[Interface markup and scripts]
════
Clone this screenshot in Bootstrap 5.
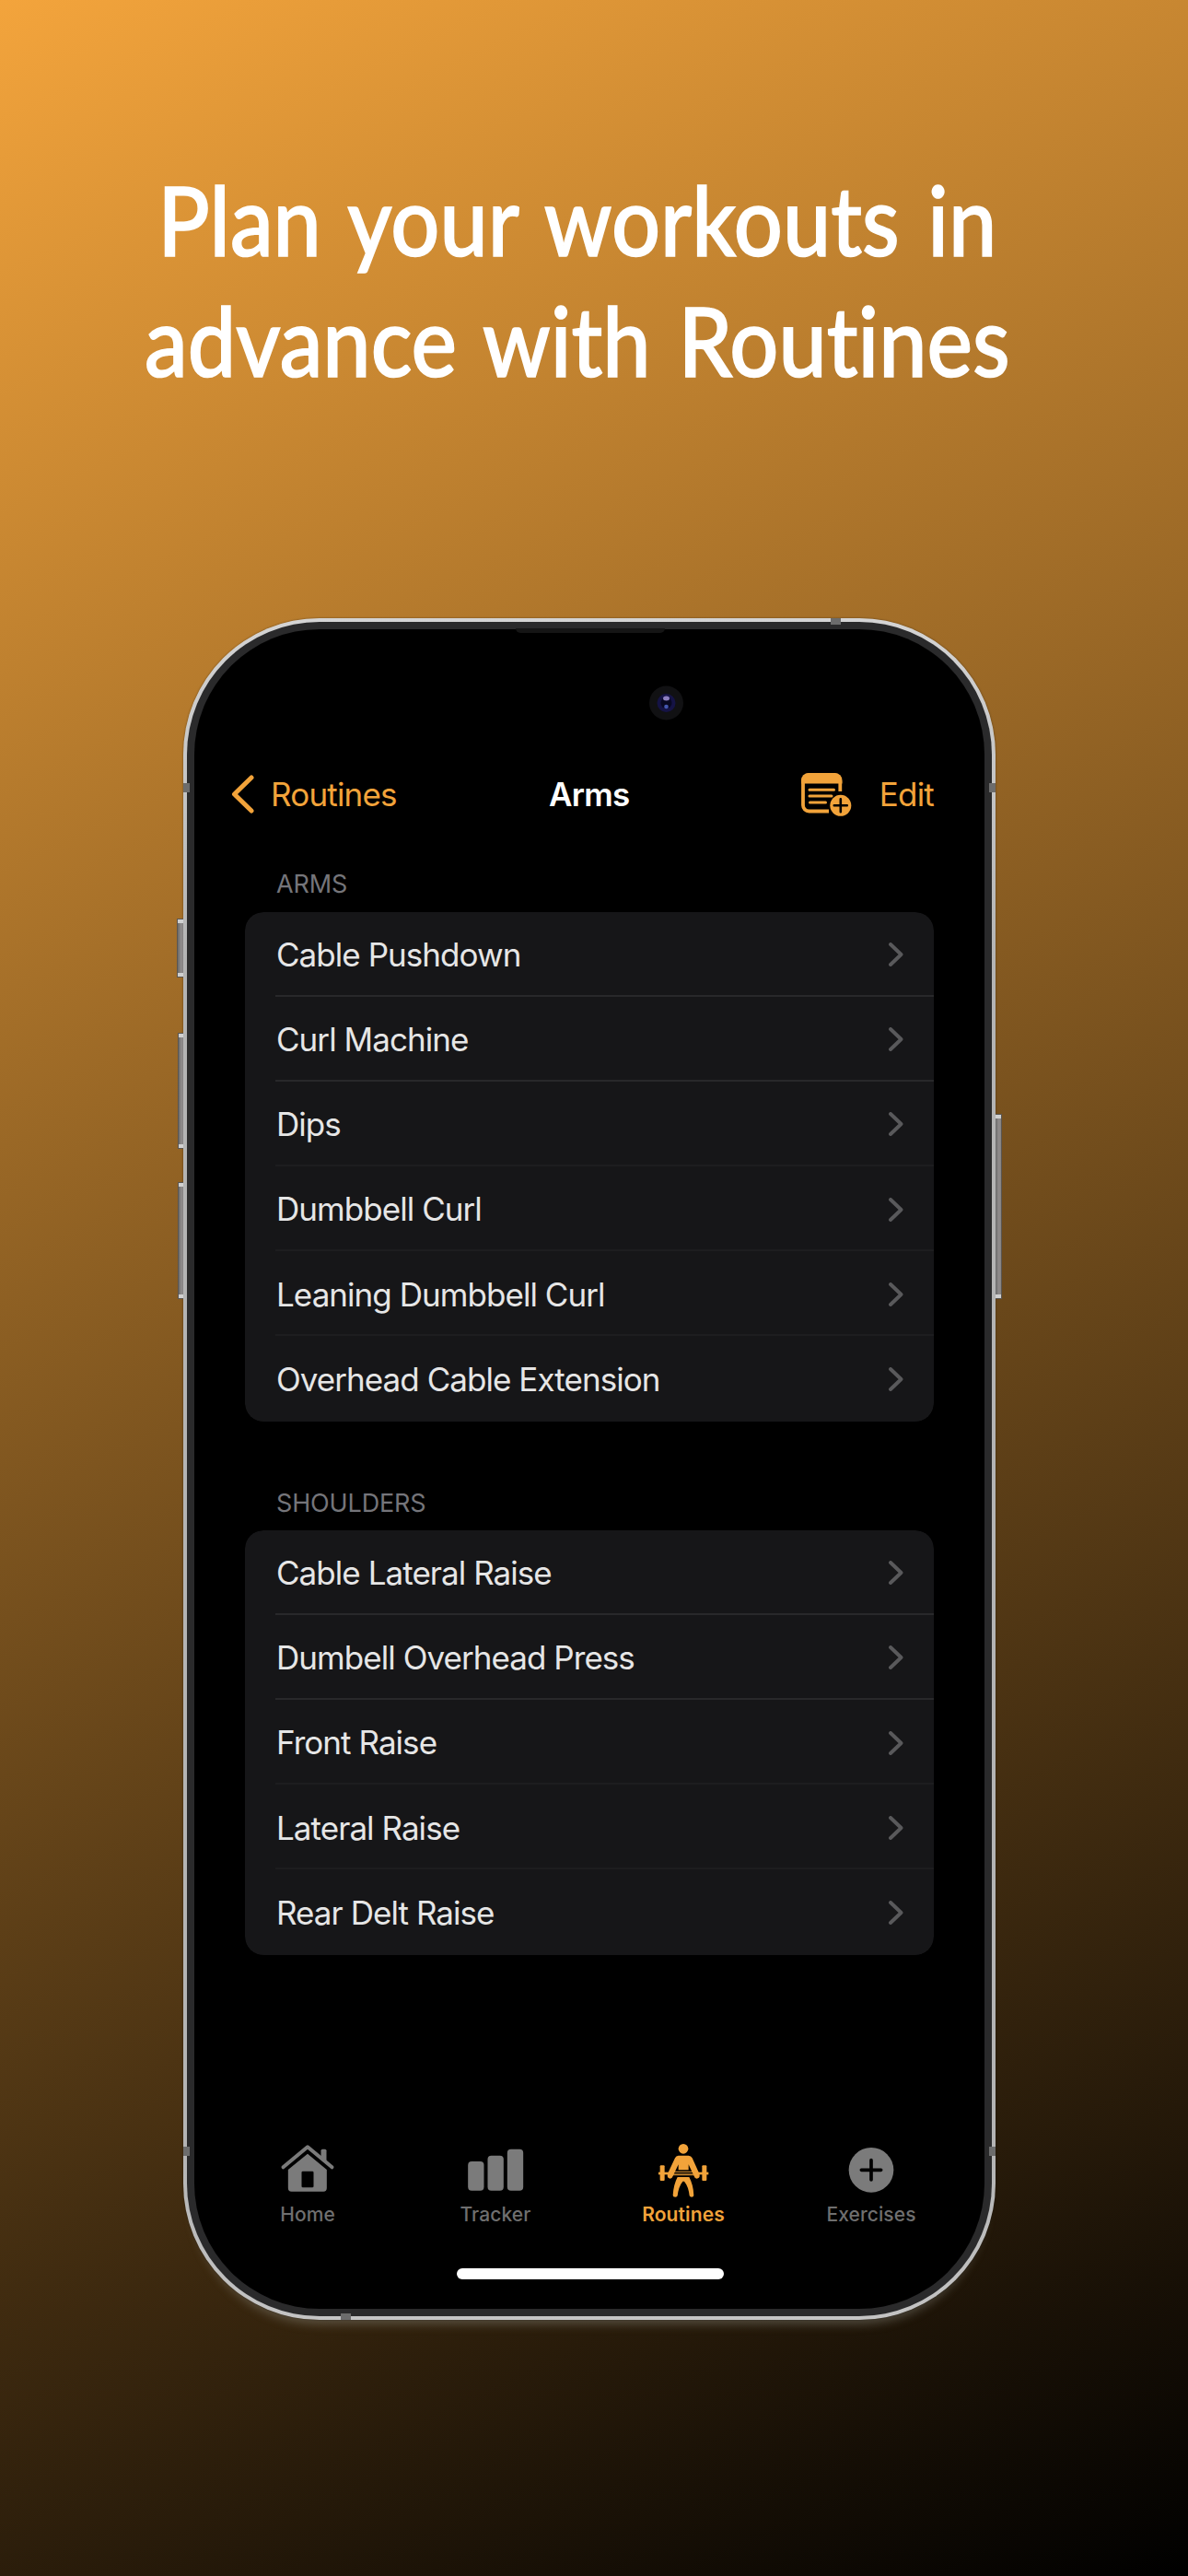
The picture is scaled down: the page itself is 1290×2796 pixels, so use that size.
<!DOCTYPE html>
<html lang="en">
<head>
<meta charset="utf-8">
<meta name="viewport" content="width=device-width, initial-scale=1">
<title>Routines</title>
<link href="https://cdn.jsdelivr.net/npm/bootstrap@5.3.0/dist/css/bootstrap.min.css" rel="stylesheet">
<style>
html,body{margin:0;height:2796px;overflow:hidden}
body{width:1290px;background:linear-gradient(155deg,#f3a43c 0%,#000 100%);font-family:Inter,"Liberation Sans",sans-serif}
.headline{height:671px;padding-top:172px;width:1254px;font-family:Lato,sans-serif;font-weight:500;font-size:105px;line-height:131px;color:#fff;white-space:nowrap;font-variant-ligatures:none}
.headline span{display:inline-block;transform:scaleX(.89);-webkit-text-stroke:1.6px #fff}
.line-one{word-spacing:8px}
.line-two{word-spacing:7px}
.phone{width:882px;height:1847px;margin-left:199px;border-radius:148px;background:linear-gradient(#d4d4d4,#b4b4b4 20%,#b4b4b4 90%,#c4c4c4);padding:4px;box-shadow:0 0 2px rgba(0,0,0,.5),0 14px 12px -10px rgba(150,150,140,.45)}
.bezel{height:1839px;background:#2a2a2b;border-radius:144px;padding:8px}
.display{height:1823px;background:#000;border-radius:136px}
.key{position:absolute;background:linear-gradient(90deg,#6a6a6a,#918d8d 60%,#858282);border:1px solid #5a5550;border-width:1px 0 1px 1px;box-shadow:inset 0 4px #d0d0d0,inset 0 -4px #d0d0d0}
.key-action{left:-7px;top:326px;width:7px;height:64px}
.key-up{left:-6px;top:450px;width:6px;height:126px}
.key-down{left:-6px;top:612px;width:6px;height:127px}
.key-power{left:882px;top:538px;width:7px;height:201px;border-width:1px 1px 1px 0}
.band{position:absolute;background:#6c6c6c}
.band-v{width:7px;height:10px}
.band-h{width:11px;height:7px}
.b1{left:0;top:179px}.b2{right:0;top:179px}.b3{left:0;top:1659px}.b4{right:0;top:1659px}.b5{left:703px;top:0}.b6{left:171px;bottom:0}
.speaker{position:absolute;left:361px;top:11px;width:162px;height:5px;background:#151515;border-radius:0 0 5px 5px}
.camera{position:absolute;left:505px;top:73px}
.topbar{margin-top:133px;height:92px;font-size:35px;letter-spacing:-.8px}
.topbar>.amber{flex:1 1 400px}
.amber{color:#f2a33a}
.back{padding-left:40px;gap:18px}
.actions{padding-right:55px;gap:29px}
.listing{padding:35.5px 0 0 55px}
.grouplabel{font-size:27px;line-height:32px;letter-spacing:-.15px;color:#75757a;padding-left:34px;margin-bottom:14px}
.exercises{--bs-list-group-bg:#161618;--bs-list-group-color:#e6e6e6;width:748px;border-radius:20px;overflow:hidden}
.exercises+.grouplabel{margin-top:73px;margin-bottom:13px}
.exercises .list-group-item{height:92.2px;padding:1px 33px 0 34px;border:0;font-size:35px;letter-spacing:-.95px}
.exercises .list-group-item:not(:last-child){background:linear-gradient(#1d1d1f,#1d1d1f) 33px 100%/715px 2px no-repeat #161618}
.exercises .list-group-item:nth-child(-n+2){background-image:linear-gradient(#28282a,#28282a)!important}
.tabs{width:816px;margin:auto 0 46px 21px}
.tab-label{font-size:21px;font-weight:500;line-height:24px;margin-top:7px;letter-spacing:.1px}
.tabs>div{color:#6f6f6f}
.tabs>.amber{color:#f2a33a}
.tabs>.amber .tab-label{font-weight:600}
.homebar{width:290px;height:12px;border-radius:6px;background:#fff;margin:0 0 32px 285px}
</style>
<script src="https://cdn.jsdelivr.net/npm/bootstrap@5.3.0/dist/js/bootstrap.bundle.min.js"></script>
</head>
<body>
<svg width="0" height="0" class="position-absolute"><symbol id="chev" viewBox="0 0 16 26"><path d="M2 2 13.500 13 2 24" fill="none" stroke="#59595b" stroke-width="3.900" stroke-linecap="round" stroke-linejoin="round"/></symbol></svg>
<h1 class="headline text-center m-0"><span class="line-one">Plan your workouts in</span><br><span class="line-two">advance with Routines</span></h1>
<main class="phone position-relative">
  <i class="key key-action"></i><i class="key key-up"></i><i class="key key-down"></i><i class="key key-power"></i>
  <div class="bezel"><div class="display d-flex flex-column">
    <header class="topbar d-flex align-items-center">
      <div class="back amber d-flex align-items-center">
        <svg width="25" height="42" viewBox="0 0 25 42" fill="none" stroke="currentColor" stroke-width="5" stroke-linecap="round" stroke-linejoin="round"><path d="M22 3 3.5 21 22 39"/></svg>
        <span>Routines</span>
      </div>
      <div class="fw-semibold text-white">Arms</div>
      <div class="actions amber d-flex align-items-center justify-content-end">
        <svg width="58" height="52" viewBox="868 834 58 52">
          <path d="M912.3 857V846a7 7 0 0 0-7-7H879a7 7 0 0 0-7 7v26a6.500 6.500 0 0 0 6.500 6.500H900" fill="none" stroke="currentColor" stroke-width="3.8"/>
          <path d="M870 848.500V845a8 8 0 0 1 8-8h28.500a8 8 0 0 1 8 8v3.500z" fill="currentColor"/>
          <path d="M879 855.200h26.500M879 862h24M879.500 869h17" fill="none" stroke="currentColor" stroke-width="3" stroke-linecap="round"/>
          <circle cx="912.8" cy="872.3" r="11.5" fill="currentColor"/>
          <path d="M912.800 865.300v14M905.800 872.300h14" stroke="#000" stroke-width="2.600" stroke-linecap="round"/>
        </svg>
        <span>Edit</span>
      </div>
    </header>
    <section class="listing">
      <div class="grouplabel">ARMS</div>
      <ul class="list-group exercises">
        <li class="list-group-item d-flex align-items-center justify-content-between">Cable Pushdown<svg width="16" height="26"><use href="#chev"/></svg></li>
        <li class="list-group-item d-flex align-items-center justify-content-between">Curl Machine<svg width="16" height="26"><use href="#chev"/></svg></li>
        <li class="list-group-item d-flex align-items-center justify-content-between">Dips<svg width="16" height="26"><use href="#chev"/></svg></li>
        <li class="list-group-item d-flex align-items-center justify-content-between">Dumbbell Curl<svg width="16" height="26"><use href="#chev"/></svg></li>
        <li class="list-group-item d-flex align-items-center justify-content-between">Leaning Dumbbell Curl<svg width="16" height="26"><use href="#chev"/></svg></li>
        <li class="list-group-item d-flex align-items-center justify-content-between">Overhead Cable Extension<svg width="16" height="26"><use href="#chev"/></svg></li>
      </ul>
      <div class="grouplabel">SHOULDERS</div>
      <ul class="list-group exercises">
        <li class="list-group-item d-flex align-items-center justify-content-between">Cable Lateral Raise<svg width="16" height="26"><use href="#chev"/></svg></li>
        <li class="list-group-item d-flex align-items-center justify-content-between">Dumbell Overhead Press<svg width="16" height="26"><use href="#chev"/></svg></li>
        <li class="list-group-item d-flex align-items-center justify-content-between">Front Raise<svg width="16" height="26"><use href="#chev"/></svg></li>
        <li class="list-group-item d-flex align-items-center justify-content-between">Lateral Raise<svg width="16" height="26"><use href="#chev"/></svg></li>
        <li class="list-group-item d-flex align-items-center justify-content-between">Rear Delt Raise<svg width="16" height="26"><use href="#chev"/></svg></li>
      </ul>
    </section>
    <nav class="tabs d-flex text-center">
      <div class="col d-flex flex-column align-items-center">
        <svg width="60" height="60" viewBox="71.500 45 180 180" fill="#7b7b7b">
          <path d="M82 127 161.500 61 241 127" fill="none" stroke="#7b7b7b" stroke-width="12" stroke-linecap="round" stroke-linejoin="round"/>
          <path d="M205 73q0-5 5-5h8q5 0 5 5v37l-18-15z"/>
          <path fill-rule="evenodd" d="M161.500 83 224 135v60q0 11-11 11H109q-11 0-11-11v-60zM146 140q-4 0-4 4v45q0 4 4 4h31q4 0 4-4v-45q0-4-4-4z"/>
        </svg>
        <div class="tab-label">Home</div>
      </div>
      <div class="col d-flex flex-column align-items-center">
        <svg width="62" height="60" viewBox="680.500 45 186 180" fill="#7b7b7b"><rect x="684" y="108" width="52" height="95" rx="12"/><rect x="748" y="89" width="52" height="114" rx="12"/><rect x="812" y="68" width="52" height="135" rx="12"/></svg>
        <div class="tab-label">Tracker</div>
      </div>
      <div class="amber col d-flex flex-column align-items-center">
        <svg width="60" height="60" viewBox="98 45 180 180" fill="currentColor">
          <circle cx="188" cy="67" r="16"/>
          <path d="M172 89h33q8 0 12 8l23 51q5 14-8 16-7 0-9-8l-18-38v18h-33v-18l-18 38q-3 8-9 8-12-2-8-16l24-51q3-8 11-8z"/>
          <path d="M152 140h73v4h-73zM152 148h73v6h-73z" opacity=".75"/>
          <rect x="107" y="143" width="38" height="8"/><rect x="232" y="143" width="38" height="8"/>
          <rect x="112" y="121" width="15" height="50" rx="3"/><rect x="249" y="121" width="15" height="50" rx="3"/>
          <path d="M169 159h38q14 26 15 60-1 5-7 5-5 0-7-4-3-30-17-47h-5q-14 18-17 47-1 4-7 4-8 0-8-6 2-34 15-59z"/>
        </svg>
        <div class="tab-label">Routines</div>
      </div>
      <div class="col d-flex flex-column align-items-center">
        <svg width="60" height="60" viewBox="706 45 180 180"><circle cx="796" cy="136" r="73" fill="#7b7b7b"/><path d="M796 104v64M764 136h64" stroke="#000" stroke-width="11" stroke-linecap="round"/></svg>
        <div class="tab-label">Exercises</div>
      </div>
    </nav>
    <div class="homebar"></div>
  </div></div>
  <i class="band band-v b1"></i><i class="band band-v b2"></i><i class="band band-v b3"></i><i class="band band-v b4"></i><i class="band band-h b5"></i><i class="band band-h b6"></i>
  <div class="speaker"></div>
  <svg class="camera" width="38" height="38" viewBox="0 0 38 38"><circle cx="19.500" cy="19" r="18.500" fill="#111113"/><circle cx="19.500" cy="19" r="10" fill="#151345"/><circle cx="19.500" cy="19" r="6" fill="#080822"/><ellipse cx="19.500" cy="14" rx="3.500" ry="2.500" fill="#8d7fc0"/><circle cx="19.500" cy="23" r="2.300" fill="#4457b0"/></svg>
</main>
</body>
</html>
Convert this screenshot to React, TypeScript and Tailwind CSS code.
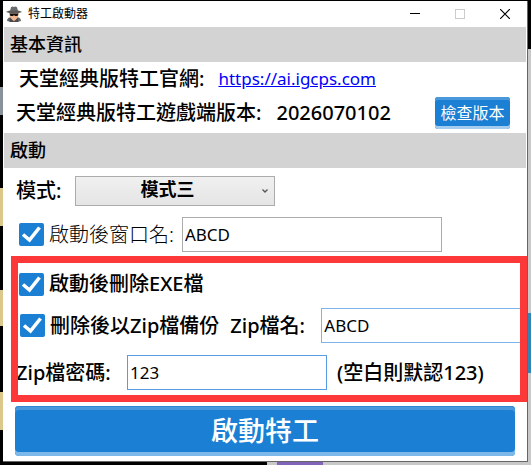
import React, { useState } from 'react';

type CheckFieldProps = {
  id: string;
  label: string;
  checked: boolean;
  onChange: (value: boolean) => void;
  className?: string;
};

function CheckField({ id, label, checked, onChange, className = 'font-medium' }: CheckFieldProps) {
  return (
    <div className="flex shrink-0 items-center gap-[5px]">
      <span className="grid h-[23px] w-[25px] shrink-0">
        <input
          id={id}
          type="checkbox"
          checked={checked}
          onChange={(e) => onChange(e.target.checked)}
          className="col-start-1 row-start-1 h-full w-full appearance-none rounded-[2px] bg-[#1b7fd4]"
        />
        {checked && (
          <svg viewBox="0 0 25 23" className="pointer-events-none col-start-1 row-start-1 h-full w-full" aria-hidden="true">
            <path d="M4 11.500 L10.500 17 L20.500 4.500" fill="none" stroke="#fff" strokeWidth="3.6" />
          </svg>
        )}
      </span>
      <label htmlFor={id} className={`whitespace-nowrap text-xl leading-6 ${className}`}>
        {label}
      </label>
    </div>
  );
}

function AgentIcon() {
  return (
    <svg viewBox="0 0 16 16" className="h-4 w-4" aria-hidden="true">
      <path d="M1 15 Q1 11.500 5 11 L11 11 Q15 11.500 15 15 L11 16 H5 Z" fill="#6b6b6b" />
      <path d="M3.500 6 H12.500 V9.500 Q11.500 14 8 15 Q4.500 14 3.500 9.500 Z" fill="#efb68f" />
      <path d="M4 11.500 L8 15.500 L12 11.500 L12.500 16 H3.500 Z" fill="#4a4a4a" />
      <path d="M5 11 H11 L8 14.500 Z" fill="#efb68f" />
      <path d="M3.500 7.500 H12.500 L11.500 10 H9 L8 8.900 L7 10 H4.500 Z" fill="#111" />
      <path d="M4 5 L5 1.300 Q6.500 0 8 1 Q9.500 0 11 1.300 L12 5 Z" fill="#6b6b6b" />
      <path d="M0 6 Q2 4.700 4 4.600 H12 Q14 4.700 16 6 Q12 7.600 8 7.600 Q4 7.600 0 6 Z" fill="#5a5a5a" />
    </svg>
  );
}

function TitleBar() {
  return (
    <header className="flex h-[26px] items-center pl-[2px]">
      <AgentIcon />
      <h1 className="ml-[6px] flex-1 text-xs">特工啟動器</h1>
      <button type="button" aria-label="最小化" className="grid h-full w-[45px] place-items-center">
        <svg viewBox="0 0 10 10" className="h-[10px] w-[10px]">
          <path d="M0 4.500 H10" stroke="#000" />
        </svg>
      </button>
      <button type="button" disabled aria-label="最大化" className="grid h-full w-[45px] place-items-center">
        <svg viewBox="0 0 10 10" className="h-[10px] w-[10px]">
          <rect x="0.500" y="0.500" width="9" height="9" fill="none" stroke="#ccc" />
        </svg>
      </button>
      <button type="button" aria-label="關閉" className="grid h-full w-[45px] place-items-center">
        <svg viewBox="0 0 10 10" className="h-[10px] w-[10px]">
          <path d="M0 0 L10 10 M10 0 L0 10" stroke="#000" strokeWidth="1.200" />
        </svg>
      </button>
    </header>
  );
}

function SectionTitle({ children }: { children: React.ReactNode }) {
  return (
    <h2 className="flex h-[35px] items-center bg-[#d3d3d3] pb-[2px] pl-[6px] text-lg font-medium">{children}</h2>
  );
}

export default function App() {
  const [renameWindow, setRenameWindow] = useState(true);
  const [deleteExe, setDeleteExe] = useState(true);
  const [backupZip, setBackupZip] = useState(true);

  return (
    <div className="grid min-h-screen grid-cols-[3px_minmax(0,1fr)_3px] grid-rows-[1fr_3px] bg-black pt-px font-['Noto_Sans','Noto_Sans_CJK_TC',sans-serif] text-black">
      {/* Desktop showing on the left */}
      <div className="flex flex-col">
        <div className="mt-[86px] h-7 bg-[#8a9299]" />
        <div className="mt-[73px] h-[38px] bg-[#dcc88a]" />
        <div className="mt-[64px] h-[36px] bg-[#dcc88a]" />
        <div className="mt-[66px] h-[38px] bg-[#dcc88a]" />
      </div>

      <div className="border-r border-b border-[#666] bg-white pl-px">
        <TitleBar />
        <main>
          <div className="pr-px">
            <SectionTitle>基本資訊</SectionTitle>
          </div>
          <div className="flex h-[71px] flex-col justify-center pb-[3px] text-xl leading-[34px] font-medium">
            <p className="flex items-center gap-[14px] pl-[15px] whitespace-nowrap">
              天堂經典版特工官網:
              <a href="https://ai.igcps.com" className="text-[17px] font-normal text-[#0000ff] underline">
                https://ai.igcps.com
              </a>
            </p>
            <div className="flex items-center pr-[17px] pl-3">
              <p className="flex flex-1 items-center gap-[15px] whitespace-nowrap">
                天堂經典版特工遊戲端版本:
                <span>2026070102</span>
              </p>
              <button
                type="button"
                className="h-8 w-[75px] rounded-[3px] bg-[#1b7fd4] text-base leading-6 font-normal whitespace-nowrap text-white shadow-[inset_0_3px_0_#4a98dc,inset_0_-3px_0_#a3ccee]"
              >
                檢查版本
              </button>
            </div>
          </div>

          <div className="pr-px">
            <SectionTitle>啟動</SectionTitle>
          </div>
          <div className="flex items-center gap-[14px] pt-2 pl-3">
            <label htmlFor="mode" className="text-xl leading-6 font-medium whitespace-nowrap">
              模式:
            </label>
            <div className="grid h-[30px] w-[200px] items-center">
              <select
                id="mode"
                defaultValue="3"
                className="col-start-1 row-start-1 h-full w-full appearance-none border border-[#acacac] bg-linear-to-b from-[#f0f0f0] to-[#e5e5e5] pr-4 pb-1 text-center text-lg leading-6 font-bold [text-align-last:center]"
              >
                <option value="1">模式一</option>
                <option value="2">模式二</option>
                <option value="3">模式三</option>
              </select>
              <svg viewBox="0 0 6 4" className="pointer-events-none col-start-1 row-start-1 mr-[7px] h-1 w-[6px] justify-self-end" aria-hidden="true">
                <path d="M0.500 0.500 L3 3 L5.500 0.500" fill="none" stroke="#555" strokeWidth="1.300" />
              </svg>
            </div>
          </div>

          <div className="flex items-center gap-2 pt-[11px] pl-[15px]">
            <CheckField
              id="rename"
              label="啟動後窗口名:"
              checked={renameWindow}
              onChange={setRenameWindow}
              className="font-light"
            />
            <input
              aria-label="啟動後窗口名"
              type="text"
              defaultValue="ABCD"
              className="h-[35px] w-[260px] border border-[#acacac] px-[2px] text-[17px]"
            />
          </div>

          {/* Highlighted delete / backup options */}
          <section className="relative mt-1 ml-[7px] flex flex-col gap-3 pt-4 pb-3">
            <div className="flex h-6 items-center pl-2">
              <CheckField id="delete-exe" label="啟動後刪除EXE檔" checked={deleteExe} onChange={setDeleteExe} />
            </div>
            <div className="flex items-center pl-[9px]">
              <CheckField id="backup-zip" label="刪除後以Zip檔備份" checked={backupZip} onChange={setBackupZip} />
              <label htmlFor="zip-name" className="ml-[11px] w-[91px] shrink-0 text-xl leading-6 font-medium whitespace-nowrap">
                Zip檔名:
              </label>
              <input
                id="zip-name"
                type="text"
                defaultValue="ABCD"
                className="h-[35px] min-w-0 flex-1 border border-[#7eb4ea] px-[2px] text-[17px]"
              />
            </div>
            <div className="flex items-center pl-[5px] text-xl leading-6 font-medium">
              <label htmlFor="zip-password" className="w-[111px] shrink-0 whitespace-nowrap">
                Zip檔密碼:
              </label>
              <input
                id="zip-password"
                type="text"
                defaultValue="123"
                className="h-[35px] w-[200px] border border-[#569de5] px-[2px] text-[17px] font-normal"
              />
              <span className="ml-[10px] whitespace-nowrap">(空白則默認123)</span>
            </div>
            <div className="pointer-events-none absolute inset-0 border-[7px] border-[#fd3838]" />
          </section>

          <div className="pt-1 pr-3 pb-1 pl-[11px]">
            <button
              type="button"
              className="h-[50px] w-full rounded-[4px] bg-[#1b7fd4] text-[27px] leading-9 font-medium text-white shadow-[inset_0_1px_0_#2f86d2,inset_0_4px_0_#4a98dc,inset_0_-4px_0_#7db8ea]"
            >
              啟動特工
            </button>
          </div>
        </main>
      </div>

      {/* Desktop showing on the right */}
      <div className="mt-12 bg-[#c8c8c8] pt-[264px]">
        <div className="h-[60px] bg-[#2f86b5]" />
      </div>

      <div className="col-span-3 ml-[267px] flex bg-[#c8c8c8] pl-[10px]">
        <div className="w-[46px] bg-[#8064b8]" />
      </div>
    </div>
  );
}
════
Work to be completed – From the data above, copy each line that has the string "screenshot".

Solution for this exercise –
Clone this screenshot in Bootstrap 5.
Convert this screenshot to React, TypeScript and Tailwind CSS code.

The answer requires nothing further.